Lacking the funds to launch himself effortlessly on a career as an Egyptologist, young Howard Carter claws his way up from the lowest of the low, as an archaeological draughtsman. He learns to love the art and artefacts of Egypt by copying them in watercolours for the official record; but he itches to do better. When the chance arises to work with the celebrated but irascible archaeologist Flinders Petrie, Carter can hardly believe his luck. Petrie is excavating somewhere new: not in the hotspots of the Valley of the Kings, but in a large desert-plain some distance down the Nile. Here he is uncovering something which has rewritten the understanding of Egyptian history: proof that one of the Pharaohs moved the entire Egyptian court away from the great temples at Luxor and out into the wilderness, where he turned his back on the traditional Egyptian pantheon and devoted his worship to one God alone: the sun. The Pharaoh’s name? Akh-en-Aten: a man who attempted something so cataclysmic, so unprecedented, so dangerous, that his new city was destroyed by his successors and buried beneath the sands; his family’s names and faces gouged out of sculptures and tomb frescoes; his entire line extinguished as if it had never existed.

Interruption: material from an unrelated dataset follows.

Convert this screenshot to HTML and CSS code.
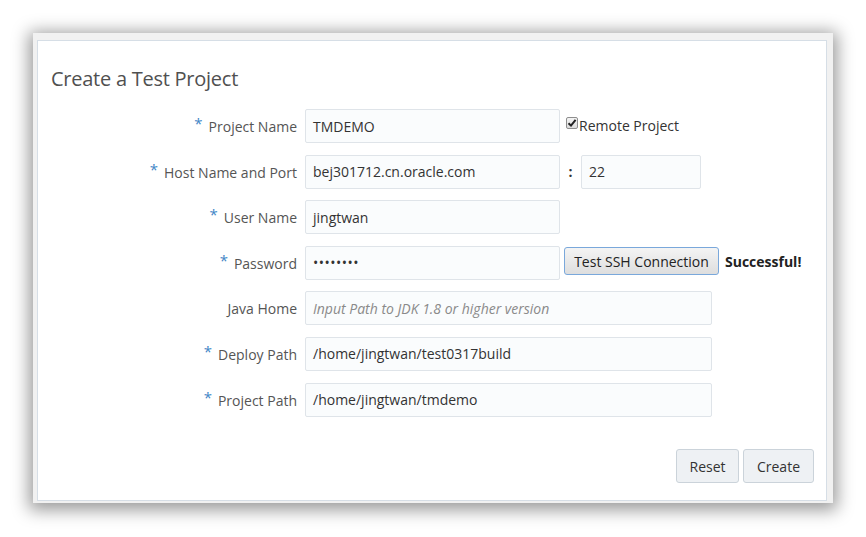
FILE: index.html
```html
<!DOCTYPE html>
<html>
<head>
<meta charset="utf-8">
<link rel="stylesheet" href="styles.css">
</head>
<body>
<div class="frame">
  <div class="panel">
    <h1 class="title">Create a Test Project</h1>
    <div class="form">
      <div class="row">
        <label class="label"><span class="req">*</span>Project Name</label>
        <div class="input">TMDEMO</div>
        <span class="check"><svg width="10" height="10" viewBox="0 0 10 10"><path d="M1.5 5.2 L4 7.6 L8.6 1.8" fill="none" stroke="#222" stroke-width="2"/></svg></span>
        <span class="checktext">Remote Project</span>
      </div>
      <div class="row">
        <label class="label"><span class="req">*</span>Host Name and Port</label>
        <div class="input">bej301712.cn.oracle.com</div>
        <span class="colon">:</span>
        <div class="input port">22</div>
      </div>
      <div class="row">
        <label class="label"><span class="req">*</span>User Name</label>
        <div class="input">jingtwan</div>
      </div>
      <div class="row">
        <label class="label"><span class="req">*</span>Password</label>
        <div class="input pwd">••••••••</div>
        <button class="sshbtn">Test SSH Connection</button>
        <span class="success">Successful!</span>
      </div>
      <div class="row">
        <label class="label">Java Home</label>
        <div class="input wide placeholder">Input Path to JDK 1.8 or higher version</div>
      </div>
      <div class="row">
        <label class="label"><span class="req">*</span>Deploy Path</label>
        <div class="input wide">/home/jingtwan/test0317build</div>
      </div>
      <div class="row">
        <label class="label"><span class="req">*</span>Project Path</label>
        <div class="input wide">/home/jingtwan/tmdemo</div>
      </div>
    </div>
    <div class="actions">
      <button class="btn reset">Reset</button>
      <button class="btn create">Create</button>
    </div>
  </div>
</div>
</body>
</html>
```
FILE: styles.css
```css
html {
  margin: 0;
  padding: 0;
  background: #ffffff;
  min-height: 100%;
}
body {
  margin: 0;
  min-height: 537px;
  box-sizing: border-box;
  font-family: "Open Sans", "Noto Sans", sans-serif;
  font-size: 14px;
  color: #333;
  padding: 33px 0 0 33px;
}
.frame {
  position: relative;
  width: 790px;
  height: 461px;
  padding: 7px 6px 2px 4px;
  background: #f1f1f1;
  box-shadow: 0 3px 16px 4px rgba(0, 0, 0, 0.4);
}
.panel {
  box-sizing: border-box;
  height: 100%;
  background: #fff;
  border: 1px solid #d6dee6;
  padding: 0 12px 0 13px;
  display: flex;
  flex-direction: column;
}
.title {
  margin: 24px 0 0 0;
  font-size: 20px;
  font-weight: normal;
  line-height: 28px;
  color: #505050;
  letter-spacing: -0.25px;
}
.form {
  margin-top: 16px;
  display: flex;
  flex-direction: column;
  gap: 11.6px;
}
.row {
  display: flex;
  align-items: center;
  height: 34px;
}
.label {
  width: 246px;
  flex: none;
  text-align: right;
  color: #555;
  margin-right: 8px;
  white-space: nowrap;
}
.req {
  color: #3f86c6;
  font-size: 15px;
  position: relative;
  top: -3px;
  margin-right: 6px;
}
.input {
  box-sizing: border-box;
  width: 255px;
  height: 34px;
  border: 1px solid #dfe4e9;
  border-radius: 2px;
  background: #fafcfd;
  padding: 0 7px;
  display: flex;
  align-items: center;
  color: #333;
  white-space: nowrap;
}
.input.wide {
  width: 407px;
}
.input.port {
  width: 120px;
}
.input.pwd {
  letter-spacing: 0.5px;
}
.placeholder {
  font-style: italic;
  color: #8a8a8a;
}
.colon {
  width: 21px;
  text-align: center;
  font-weight: bold;
  color: #333;
}
.check {
  box-sizing: border-box;
  width: 12px;
  height: 12px;
  margin-left: 6px;
  margin-top: -6px;
  border: 1px solid #8e8e8e;
  border-radius: 2px;
  background: linear-gradient(#f4f4f4, #dcdcdc);
  display: flex;
  align-items: center;
  justify-content: center;
}
.checktext {
  color: #333;
  margin-left: 1px;
  margin-top: -1px;
}
.sshbtn {
  box-sizing: border-box;
  height: 28px;
  width: 155px;
  margin-left: 4px;
  margin-top: -3px;
  padding: 0;
  font-family: inherit;
  font-size: 14px;
  color: #222;
  border: 1px solid #7aa8db;
  border-radius: 3px;
  background: linear-gradient(#f4f4f4, #dedede);
}
.success {
  font-weight: bold;
  color: #222;
  margin-left: 6px;
  margin-top: -3px;
}
.actions {
  margin-top: auto;
  margin-bottom: 17px;
  display: flex;
  justify-content: flex-end;
  gap: 4px;
}
.btn {
  box-sizing: border-box;
  height: 34px;
  padding: 0;
  font-family: inherit;
  font-size: 14px;
  color: #333;
  border: 1px solid #cbd3da;
  border-radius: 3px;
  background: #eef1f4;
}
.btn.reset {
  width: 63px;
}
.btn.create {
  width: 71px;
}
```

As he develops his own skills, Carter remains intoxicated by the tale of Akh-en-Aten and his family – and increasingly puzzled by its mysteries. As he works on his own sites in the Valley of the Kings, he notices strange amulets being left in newly-opened tombs: scenes of two figures crouching beneath a sun. What do these mean? Why do similar scenes arise in medieval Arab graffiti on the rocks around the Valley, and on rings that his workers dig up from the sands? Soon his quest for knowledge will lead him deep into the labyrinthine streets of Cairo, where he realises that he isn’t the only one interested in the legacies of Akh-en-Aten. He has stumbled across an ancient secret of blood, death and immortality: a secret preserved by generations of ancient priests, and which brought an entire line of Pharaohs to their untimely end.
There was a lot to enjoy here, and it’s an unashamedly pulpy romp. Dark, beautiful, mysterious women; blood magic; mysterious figures in dark bazaars; guardians of the desert; it’s all here. Skip a few lines if you want to avoid spoilers: I was amused to see the way that Holland managed to mix up Egyptian curses, aliens and vampires in a way that actually worked fairly well, and I suppose that’s certainly one way of explaining the exaggerated art of the Amarna period. While this is obviously fiction, and its solutions are those of a storyteller rather than an archaeologist, it does a good job of conveying the fragmentary state of knowledge about this distant period. But it also conjures up the magic of Ancient Egypt: the glorious sense of adventure in that 1920s-30s archaeological milieu (shades of The Mummy with Brendan Fraser and Rachel Weisz), and the weird myths and artistic conventions that have left us with such a puzzling and (metaphorically) alien culture to unpick.
I’ve been keen to read more about Egypt for a while, ever since I visited the Neues Museum in Berlin. The famous bust of Nefertiti stunned me, of course, but I was equally moved by the fragmentary portrait busts of her (and Akhenaten’s) daughters, as well as the astonishing tenderness and grace that you see in art of the Amarna period. The Sleeper in the Sands is doubtless one of the more fantastical books I’ll encounter, but it’s certainly whetted my appetite for more. By good fortune, I discovered three second-hand books on Egyptology yesterday, so I’m hoping to fill in some of the many gaps in my own knowledge very soon. In the meantime, has anyone read any good books about Akh-en-Aten (or Akhenaten) that they can recommend? Fact or fiction will do equally well.